"""

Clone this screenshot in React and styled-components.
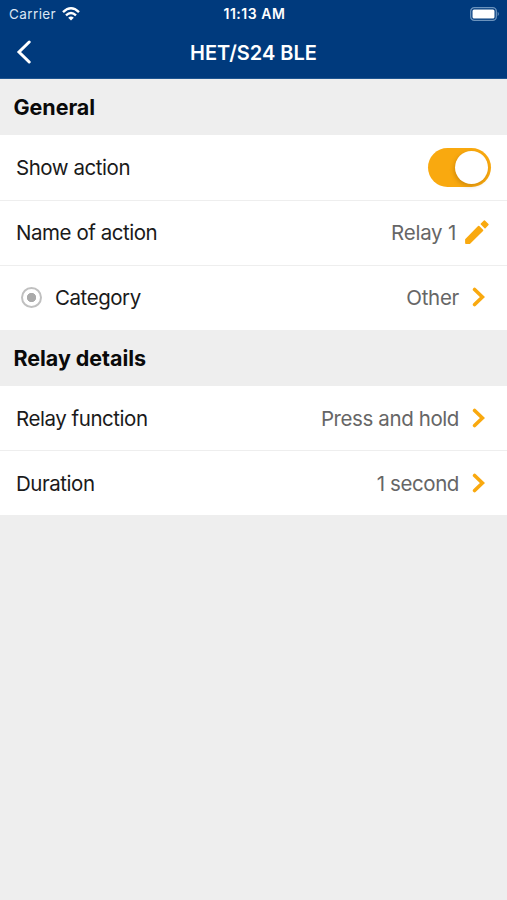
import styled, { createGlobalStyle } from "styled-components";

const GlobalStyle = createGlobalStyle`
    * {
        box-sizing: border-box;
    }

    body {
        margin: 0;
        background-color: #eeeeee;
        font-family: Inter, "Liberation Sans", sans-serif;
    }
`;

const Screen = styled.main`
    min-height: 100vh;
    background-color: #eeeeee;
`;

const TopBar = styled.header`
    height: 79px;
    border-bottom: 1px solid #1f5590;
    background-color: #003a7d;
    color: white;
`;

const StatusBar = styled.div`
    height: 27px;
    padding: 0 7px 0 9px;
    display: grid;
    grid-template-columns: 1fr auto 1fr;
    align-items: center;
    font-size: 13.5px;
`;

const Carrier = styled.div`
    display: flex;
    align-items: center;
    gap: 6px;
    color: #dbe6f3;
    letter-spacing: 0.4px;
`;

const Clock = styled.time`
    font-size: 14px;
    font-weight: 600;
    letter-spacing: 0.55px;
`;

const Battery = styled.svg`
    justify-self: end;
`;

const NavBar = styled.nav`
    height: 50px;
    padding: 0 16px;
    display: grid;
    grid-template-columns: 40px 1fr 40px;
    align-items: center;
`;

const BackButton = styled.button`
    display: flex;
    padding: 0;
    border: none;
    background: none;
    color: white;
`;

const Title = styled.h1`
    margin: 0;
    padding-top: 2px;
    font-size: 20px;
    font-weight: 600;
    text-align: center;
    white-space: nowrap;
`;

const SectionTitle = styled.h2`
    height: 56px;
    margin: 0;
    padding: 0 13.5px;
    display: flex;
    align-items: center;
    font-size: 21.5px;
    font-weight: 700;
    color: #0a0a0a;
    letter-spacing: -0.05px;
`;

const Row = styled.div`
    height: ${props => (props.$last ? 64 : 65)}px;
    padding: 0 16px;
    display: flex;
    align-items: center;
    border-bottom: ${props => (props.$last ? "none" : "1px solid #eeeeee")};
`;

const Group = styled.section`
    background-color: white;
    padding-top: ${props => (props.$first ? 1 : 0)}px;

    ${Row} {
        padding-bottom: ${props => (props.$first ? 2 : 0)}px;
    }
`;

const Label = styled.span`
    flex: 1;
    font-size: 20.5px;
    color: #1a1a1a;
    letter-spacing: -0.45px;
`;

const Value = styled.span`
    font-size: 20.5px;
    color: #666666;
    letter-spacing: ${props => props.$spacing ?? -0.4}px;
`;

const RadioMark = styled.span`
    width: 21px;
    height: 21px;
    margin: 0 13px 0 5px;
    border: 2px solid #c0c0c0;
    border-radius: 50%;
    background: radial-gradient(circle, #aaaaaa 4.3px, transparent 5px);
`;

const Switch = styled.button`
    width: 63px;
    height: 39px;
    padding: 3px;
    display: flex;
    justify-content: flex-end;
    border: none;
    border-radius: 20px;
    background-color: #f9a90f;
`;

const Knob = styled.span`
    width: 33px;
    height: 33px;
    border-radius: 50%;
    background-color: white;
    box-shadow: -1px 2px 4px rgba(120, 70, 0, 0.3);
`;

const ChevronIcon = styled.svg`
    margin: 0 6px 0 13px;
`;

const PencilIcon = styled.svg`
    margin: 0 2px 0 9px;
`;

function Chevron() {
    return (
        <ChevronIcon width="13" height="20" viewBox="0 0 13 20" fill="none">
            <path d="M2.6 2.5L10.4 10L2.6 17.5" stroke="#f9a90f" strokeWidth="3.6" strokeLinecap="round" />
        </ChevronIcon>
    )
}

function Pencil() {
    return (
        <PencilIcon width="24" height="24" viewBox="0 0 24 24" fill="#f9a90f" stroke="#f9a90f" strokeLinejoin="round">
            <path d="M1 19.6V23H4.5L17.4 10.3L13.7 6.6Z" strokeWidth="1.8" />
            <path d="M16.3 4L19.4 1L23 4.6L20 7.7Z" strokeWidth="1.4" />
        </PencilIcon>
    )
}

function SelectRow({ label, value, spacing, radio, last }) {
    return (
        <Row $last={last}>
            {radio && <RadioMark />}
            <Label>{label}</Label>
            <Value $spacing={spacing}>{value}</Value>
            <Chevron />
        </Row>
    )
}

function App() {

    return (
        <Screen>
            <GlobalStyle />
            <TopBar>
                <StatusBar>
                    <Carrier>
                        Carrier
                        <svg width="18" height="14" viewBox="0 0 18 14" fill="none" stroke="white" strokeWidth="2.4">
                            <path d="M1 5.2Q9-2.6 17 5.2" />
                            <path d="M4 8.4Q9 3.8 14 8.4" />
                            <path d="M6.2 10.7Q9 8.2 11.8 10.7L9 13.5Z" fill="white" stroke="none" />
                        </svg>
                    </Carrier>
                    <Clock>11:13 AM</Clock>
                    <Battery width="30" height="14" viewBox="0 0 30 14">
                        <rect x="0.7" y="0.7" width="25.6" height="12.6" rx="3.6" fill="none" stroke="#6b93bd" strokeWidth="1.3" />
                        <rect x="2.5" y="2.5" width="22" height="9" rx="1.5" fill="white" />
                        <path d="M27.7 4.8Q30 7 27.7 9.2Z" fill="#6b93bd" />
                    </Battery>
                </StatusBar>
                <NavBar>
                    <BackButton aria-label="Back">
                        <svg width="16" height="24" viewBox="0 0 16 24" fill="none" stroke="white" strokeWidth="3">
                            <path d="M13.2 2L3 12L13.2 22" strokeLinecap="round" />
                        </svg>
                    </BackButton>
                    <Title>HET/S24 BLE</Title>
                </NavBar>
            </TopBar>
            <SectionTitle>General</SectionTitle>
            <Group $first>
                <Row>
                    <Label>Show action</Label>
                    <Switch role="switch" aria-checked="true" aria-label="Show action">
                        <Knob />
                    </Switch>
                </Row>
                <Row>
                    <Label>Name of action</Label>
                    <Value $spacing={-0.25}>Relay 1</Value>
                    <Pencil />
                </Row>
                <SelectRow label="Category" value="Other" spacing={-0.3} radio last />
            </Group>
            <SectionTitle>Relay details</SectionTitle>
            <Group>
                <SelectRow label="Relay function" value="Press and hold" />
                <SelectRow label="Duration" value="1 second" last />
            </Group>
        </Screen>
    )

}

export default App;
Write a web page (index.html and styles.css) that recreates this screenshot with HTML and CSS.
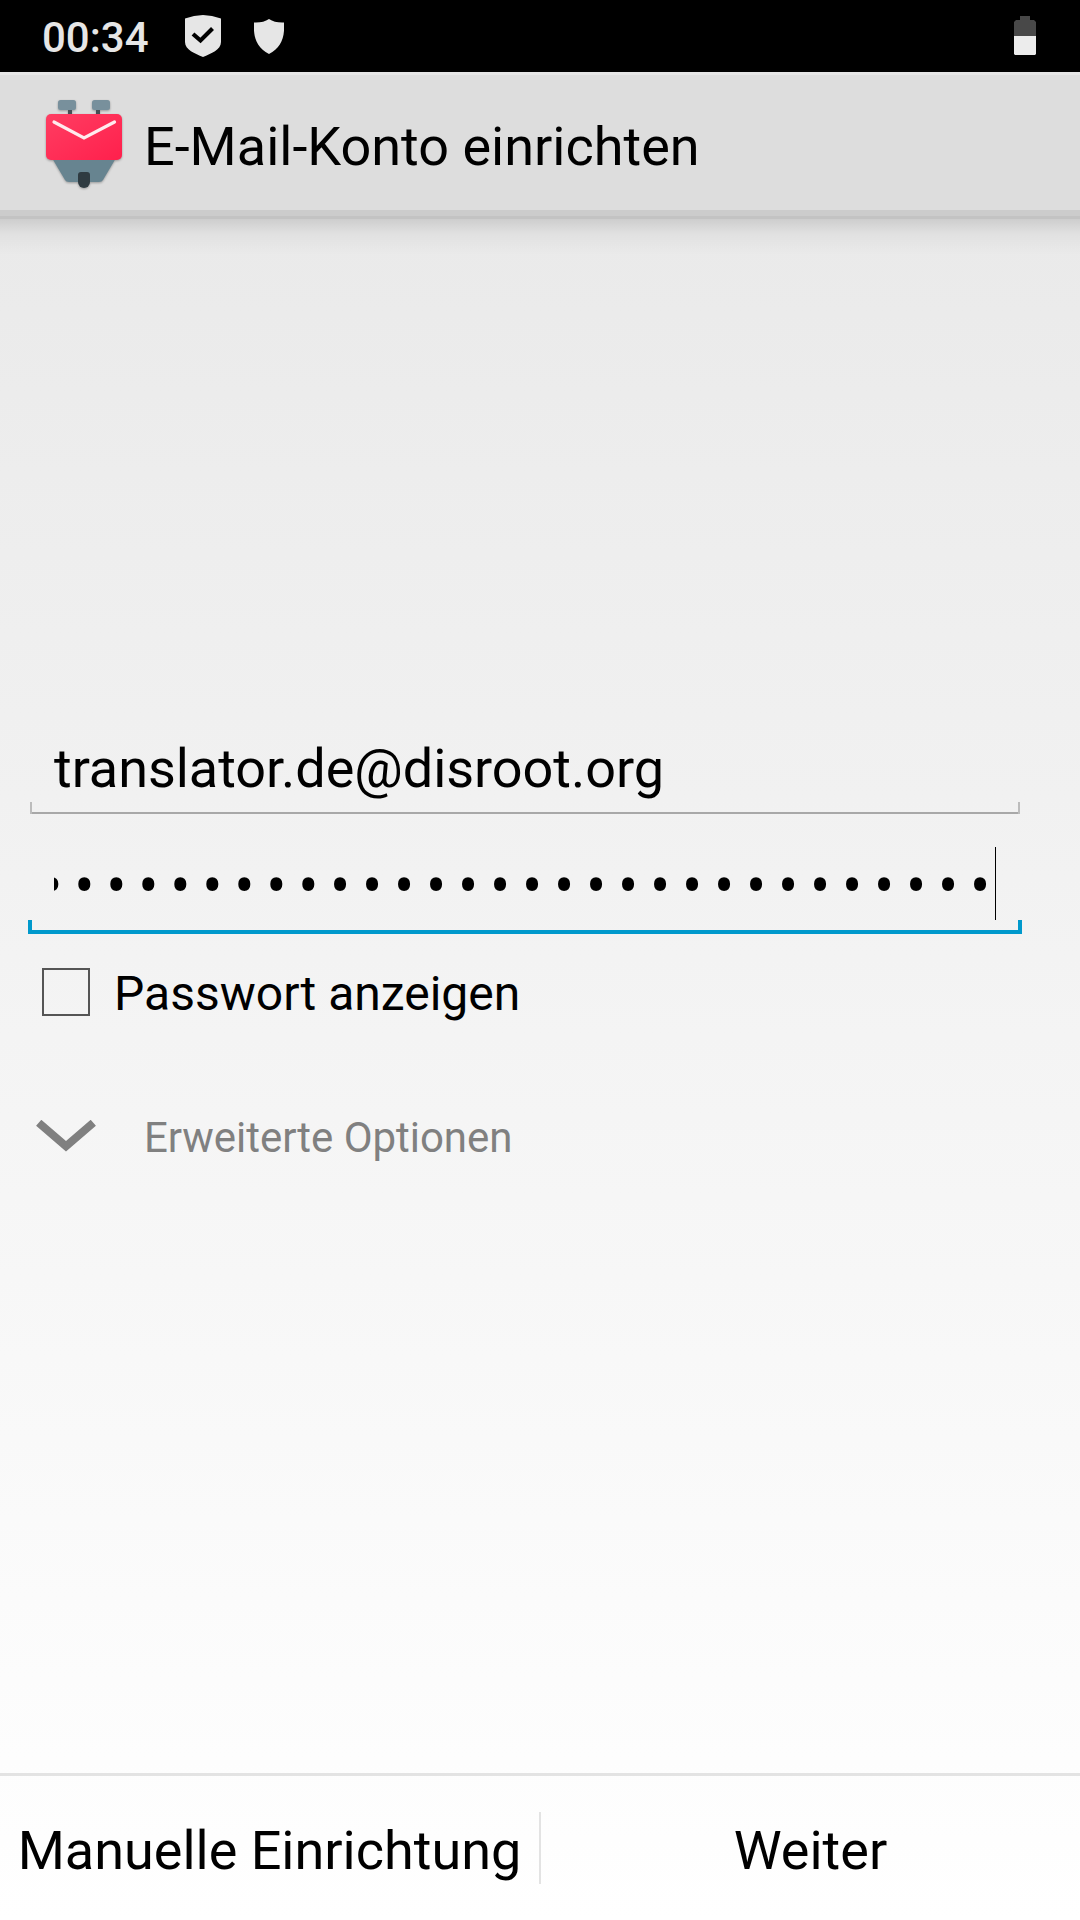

"""

### What to produce
Transcribe each entry above exactly, apart from the pictures.

### Result
Clone this screenshot in React and styled-components.
import styled, { createGlobalStyle } from "styled-components";

const GlobalStyle = createGlobalStyle`
    * {
        box-sizing: border-box;
    }

    body {
        margin: 0;
        background-color: #eeeeee;
        font-family: Inter, "Liberation Sans", sans-serif;
    }
`;

const Screen = styled.main`
    min-height: 100vh;
    background-color: #eeeeee;
`;

const TopBar = styled.header`
    height: 79px;
    border-bottom: 1px solid #1f5590;
    background-color: #003a7d;
    color: white;
`;

const StatusBar = styled.div`
    height: 27px;
    padding: 0 7px 0 9px;
    display: grid;
    grid-template-columns: 1fr auto 1fr;
    align-items: center;
    font-size: 13.5px;
`;

const Carrier = styled.div`
    display: flex;
    align-items: center;
    gap: 6px;
    color: #dbe6f3;
    letter-spacing: 0.4px;
`;

const Clock = styled.time`
    font-size: 14px;
    font-weight: 600;
    letter-spacing: 0.55px;
`;

const Battery = styled.svg`
    justify-self: end;
`;

const NavBar = styled.nav`
    height: 50px;
    padding: 0 16px;
    display: grid;
    grid-template-columns: 40px 1fr 40px;
    align-items: center;
`;

const BackButton = styled.button`
    display: flex;
    padding: 0;
    border: none;
    background: none;
    color: white;
`;

const Title = styled.h1`
    margin: 0;
    padding-top: 2px;
    font-size: 20px;
    font-weight: 600;
    text-align: center;
    white-space: nowrap;
`;

const SectionTitle = styled.h2`
    height: 56px;
    margin: 0;
    padding: 0 13.5px;
    display: flex;
    align-items: center;
    font-size: 21.5px;
    font-weight: 700;
    color: #0a0a0a;
    letter-spacing: -0.05px;
`;

const Row = styled.div`
    height: ${props => (props.$last ? 64 : 65)}px;
    padding: 0 16px;
    display: flex;
    align-items: center;
    border-bottom: ${props => (props.$last ? "none" : "1px solid #eeeeee")};
`;

const Group = styled.section`
    background-color: white;
    padding-top: ${props => (props.$first ? 1 : 0)}px;

    ${Row} {
        padding-bottom: ${props => (props.$first ? 2 : 0)}px;
    }
`;

const Label = styled.span`
    flex: 1;
    font-size: 20.5px;
    color: #1a1a1a;
    letter-spacing: -0.45px;
`;

const Value = styled.span`
    font-size: 20.5px;
    color: #666666;
    letter-spacing: ${props => props.$spacing ?? -0.4}px;
`;

const RadioMark = styled.span`
    width: 21px;
    height: 21px;
    margin: 0 13px 0 5px;
    border: 2px solid #c0c0c0;
    border-radius: 50%;
    background: radial-gradient(circle, #aaaaaa 4.3px, transparent 5px);
`;

const Switch = styled.button`
    width: 63px;
    height: 39px;
    padding: 3px;
    display: flex;
    justify-content: flex-end;
    border: none;
    border-radius: 20px;
    background-color: #f9a90f;
`;

const Knob = styled.span`
    width: 33px;
    height: 33px;
    border-radius: 50%;
    background-color: white;
    box-shadow: -1px 2px 4px rgba(120, 70, 0, 0.3);
`;

const ChevronIcon = styled.svg`
    margin: 0 6px 0 13px;
`;

const PencilIcon = styled.svg`
    margin: 0 2px 0 9px;
`;

function Chevron() {
    return (
        <ChevronIcon width="13" height="20" viewBox="0 0 13 20" fill="none">
            <path d="M2.6 2.5L10.4 10L2.6 17.5" stroke="#f9a90f" strokeWidth="3.6" strokeLinecap="round" />
        </ChevronIcon>
    )
}

function Pencil() {
    return (
        <PencilIcon width="24" height="24" viewBox="0 0 24 24" fill="#f9a90f" stroke="#f9a90f" strokeLinejoin="round">
            <path d="M1 19.6V23H4.5L17.4 10.3L13.7 6.6Z" strokeWidth="1.8" />
            <path d="M16.3 4L19.4 1L23 4.6L20 7.7Z" strokeWidth="1.4" />
        </PencilIcon>
    )
}

function SelectRow({ label, value, spacing, radio, last }) {
    return (
        <Row $last={last}>
            {radio && <RadioMark />}
            <Label>{label}</Label>
            <Value $spacing={spacing}>{value}</Value>
            <Chevron />
        </Row>
    )
}

function App() {

    return (
        <Screen>
            <GlobalStyle />
            <TopBar>
                <StatusBar>
                    <Carrier>
                        Carrier
                        <svg width="18" height="14" viewBox="0 0 18 14" fill="none" stroke="white" strokeWidth="2.4">
                            <path d="M1 5.2Q9-2.6 17 5.2" />
                            <path d="M4 8.4Q9 3.8 14 8.4" />
                            <path d="M6.2 10.7Q9 8.2 11.8 10.7L9 13.5Z" fill="white" stroke="none" />
                        </svg>
                    </Carrier>
                    <Clock>11:13 AM</Clock>
                    <Battery width="30" height="14" viewBox="0 0 30 14">
                        <rect x="0.7" y="0.7" width="25.6" height="12.6" rx="3.6" fill="none" stroke="#6b93bd" strokeWidth="1.3" />
                        <rect x="2.5" y="2.5" width="22" height="9" rx="1.5" fill="white" />
                        <path d="M27.7 4.8Q30 7 27.7 9.2Z" fill="#6b93bd" />
                    </Battery>
                </StatusBar>
                <NavBar>
                    <BackButton aria-label="Back">
                        <svg width="16" height="24" viewBox="0 0 16 24" fill="none" stroke="white" strokeWidth="3">
                            <path d="M13.2 2L3 12L13.2 22" strokeLinecap="round" />
                        </svg>
                    </BackButton>
                    <Title>HET/S24 BLE</Title>
                </NavBar>
            </TopBar>
            <SectionTitle>General</SectionTitle>
            <Group $first>
                <Row>
                    <Label>Show action</Label>
                    <Switch role="switch" aria-checked="true" aria-label="Show action">
                        <Knob />
                    </Switch>
                </Row>
                <Row>
                    <Label>Name of action</Label>
                    <Value $spacing={-0.25}>Relay 1</Value>
                    <Pencil />
                </Row>
                <SelectRow label="Category" value="Other" spacing={-0.3} radio last />
            </Group>
            <SectionTitle>Relay details</SectionTitle>
            <Group>
                <SelectRow label="Relay function" value="Press and hold" />
                <SelectRow label="Duration" value="1 second" last />
            </Group>
        </Screen>
    )

}

export default App;
Write a web page (index.html and styles.css) that recreates this screenshot with HTML and CSS.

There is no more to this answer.